The secretariat was asked to draft a revised text taking into account the fact that appeal would be exclusive if there is a ‘perfect match’ between listed treaties and that in case of arbitration under a listed treaty, the arbitration should be seated in a Contracting Party of the Appellate Tribunal. In relation to the waiver, the secretariat was asked to draft a revised text to the effect that the disputing parties would be required to submit a waiver in case of an appeal is requested.

Finally, in relation to the recognition and enforcement of decisions of the Permanent Tribunal, there was general support for including a provision similar to article 54(1) of the ICSID Convention which provides for an ‘automatic enforcement’ of awards. This was already provided for in Article 23 of the Draft Statute of the Permanent Tribunal. There was however discussion on whether decisions of the Permanent Tribunal would qualify as awards and hence how these should be enforced in a non-Contracting Party. It was agreed to delete the fourth paragraph, which provided that “recognition and enforcement may be refused, at the request of the party against whom it is invoked, only if that party furnishes to the competent court or authority where the recognition and enforcement is sought, proof that: [grounds to be listed and the procedure to be detailed]”. Some delegations had indeed considered to be contrary to the exclusive nature of the appeal against decisions by the Permanent Tribunal.

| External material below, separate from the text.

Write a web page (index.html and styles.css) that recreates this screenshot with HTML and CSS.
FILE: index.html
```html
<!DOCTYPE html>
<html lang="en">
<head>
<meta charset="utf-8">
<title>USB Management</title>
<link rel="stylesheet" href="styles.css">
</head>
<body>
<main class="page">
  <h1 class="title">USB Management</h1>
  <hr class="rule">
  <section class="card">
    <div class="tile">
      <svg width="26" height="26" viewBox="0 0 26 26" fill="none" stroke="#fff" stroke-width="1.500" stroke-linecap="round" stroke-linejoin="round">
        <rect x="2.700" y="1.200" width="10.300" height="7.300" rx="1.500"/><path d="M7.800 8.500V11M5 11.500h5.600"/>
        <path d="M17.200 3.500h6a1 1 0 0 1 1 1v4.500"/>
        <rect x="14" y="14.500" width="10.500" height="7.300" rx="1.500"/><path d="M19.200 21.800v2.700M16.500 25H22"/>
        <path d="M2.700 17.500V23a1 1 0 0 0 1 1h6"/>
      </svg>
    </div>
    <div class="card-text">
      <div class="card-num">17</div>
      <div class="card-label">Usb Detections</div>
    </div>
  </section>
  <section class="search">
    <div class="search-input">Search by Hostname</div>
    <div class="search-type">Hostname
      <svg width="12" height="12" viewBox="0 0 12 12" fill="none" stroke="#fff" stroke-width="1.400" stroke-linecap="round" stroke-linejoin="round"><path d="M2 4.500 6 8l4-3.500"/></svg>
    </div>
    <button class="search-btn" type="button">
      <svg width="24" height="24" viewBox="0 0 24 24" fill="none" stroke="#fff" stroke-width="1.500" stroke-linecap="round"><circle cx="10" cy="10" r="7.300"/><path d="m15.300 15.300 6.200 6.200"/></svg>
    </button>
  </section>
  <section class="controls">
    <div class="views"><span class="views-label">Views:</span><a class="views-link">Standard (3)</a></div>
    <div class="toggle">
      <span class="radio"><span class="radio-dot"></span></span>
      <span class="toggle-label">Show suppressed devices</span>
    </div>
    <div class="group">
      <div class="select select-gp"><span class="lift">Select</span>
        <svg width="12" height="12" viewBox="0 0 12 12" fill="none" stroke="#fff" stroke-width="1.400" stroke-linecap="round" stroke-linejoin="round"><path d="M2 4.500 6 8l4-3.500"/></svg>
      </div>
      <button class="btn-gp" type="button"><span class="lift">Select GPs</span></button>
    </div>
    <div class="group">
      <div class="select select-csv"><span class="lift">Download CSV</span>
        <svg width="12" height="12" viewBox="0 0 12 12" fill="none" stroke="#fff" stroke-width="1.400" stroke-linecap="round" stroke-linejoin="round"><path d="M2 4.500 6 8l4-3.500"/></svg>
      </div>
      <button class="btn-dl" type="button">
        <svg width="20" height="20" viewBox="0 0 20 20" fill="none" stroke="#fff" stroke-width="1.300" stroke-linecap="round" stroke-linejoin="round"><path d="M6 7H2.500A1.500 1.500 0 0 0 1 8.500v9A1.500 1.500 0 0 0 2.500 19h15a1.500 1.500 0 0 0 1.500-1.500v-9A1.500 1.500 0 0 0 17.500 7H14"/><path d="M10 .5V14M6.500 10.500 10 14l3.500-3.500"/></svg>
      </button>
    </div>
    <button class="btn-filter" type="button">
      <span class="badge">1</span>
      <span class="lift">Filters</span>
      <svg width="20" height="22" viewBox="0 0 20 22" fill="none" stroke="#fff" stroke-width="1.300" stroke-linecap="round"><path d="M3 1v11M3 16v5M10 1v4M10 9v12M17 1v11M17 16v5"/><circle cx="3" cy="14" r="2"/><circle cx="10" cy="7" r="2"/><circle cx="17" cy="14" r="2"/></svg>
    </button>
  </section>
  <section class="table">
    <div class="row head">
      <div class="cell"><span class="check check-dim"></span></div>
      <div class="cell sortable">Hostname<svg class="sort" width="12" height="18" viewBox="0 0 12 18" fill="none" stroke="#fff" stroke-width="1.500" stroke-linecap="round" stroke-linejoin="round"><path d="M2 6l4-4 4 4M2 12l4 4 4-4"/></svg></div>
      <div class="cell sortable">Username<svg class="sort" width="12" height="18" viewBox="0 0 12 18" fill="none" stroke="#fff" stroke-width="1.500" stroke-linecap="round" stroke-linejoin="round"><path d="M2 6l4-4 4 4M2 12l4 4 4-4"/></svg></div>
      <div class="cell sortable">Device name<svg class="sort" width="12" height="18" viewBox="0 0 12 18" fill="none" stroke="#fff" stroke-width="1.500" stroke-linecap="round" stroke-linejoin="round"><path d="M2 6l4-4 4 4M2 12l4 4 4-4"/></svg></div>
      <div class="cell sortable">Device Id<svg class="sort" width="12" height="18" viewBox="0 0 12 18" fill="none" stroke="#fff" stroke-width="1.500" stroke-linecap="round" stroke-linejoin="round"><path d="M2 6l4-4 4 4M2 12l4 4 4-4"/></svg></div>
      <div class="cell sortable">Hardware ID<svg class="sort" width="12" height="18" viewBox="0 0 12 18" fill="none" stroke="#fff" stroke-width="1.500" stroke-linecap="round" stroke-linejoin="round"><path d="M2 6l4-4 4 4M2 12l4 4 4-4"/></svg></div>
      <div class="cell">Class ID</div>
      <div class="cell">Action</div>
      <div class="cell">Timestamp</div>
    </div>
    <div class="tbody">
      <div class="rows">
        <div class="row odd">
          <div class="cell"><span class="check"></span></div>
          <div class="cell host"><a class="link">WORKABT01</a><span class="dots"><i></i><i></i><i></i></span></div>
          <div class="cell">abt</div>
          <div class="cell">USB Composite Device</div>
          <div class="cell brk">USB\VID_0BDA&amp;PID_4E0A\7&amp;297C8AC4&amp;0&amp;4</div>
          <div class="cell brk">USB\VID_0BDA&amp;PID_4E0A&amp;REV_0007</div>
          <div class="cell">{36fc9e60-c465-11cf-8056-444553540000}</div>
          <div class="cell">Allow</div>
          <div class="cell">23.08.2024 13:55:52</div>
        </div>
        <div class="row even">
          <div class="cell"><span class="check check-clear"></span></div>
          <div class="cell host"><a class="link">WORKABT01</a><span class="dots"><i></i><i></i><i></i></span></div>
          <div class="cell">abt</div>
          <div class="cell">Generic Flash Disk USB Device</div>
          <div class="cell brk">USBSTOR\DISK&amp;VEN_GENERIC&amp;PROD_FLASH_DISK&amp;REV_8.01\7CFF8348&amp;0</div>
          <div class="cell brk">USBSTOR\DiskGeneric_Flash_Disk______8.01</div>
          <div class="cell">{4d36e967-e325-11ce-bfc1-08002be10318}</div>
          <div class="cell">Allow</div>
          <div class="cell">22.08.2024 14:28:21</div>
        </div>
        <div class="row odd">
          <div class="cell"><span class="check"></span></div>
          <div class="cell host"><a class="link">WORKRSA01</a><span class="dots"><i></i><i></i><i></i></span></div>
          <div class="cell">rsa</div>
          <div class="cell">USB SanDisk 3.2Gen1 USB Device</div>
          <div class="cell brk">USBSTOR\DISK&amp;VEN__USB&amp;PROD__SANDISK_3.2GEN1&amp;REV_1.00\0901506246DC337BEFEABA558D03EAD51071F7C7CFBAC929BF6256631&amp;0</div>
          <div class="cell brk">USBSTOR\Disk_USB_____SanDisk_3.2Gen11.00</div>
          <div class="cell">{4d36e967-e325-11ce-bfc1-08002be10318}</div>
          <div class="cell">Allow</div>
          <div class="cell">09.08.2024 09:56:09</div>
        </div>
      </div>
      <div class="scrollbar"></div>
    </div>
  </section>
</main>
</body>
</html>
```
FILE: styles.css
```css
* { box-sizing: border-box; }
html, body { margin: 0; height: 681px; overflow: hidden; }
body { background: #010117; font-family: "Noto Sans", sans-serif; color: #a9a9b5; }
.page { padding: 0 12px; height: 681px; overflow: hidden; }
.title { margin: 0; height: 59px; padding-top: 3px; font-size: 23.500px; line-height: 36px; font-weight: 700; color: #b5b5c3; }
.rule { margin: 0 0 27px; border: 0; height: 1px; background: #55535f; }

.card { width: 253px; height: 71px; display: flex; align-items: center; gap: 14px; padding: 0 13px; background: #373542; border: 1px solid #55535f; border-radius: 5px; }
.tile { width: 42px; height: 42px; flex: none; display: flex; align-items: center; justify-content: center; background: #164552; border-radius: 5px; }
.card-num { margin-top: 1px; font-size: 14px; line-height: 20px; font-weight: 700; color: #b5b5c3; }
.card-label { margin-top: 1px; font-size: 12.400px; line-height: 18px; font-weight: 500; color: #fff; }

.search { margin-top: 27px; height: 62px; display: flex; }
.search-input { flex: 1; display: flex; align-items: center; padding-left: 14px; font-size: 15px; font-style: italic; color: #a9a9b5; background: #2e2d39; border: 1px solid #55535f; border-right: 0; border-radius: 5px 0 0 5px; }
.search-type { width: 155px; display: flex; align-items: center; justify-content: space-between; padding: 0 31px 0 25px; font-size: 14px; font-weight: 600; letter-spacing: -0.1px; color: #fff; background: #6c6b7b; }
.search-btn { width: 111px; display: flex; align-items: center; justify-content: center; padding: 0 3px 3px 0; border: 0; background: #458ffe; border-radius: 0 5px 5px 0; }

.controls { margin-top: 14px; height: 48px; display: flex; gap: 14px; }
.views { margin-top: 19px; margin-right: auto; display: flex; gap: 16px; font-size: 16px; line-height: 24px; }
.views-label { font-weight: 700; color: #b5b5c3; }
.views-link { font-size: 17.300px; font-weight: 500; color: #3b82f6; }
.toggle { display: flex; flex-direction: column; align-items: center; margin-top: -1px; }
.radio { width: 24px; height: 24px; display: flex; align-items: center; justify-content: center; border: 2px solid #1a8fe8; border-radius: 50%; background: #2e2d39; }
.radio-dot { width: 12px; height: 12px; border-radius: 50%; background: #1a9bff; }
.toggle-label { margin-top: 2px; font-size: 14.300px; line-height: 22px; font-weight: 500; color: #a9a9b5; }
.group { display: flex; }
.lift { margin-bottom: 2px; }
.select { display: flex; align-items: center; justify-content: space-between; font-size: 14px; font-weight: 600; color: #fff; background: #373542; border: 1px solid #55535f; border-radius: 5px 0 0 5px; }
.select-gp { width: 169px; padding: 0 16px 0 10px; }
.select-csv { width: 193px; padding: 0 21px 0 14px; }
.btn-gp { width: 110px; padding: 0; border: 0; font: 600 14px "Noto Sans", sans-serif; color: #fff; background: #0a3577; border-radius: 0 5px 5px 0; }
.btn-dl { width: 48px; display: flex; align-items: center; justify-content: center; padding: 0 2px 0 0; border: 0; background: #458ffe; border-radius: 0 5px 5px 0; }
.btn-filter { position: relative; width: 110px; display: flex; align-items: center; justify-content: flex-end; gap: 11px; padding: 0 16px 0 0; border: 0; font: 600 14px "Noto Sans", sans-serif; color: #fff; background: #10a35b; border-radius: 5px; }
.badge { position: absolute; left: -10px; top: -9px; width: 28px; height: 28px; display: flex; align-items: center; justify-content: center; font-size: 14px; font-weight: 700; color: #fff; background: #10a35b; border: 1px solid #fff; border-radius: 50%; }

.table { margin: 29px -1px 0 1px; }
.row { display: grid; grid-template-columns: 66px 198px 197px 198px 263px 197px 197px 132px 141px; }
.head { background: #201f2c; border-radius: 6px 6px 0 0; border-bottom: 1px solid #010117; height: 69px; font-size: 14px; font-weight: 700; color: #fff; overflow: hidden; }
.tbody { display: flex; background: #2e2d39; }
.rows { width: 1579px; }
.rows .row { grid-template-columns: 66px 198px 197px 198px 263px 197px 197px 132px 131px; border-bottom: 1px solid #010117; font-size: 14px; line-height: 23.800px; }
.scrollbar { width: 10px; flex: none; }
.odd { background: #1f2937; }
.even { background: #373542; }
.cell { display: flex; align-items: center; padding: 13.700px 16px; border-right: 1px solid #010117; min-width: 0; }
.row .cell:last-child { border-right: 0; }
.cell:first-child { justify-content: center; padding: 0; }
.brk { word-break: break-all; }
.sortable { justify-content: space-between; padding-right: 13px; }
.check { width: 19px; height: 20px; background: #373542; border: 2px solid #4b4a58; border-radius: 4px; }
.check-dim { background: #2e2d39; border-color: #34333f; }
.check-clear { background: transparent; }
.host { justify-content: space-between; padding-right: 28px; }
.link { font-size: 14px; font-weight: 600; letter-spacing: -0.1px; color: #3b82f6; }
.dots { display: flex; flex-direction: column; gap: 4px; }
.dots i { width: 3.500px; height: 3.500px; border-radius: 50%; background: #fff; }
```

Finally, in relation to the next steps, it was proposed that the 55th session would consider the remaining provisions of the procedural rules and cross‑cutting issues, as well as the draft guidelines on the calculation of damages and compensation in ISDS. The 56th session (in 2027) would consider the revised draft Statutes of the Permanent Tribunal and the Appellate Tribunal, which could then be finalized during the 57th session.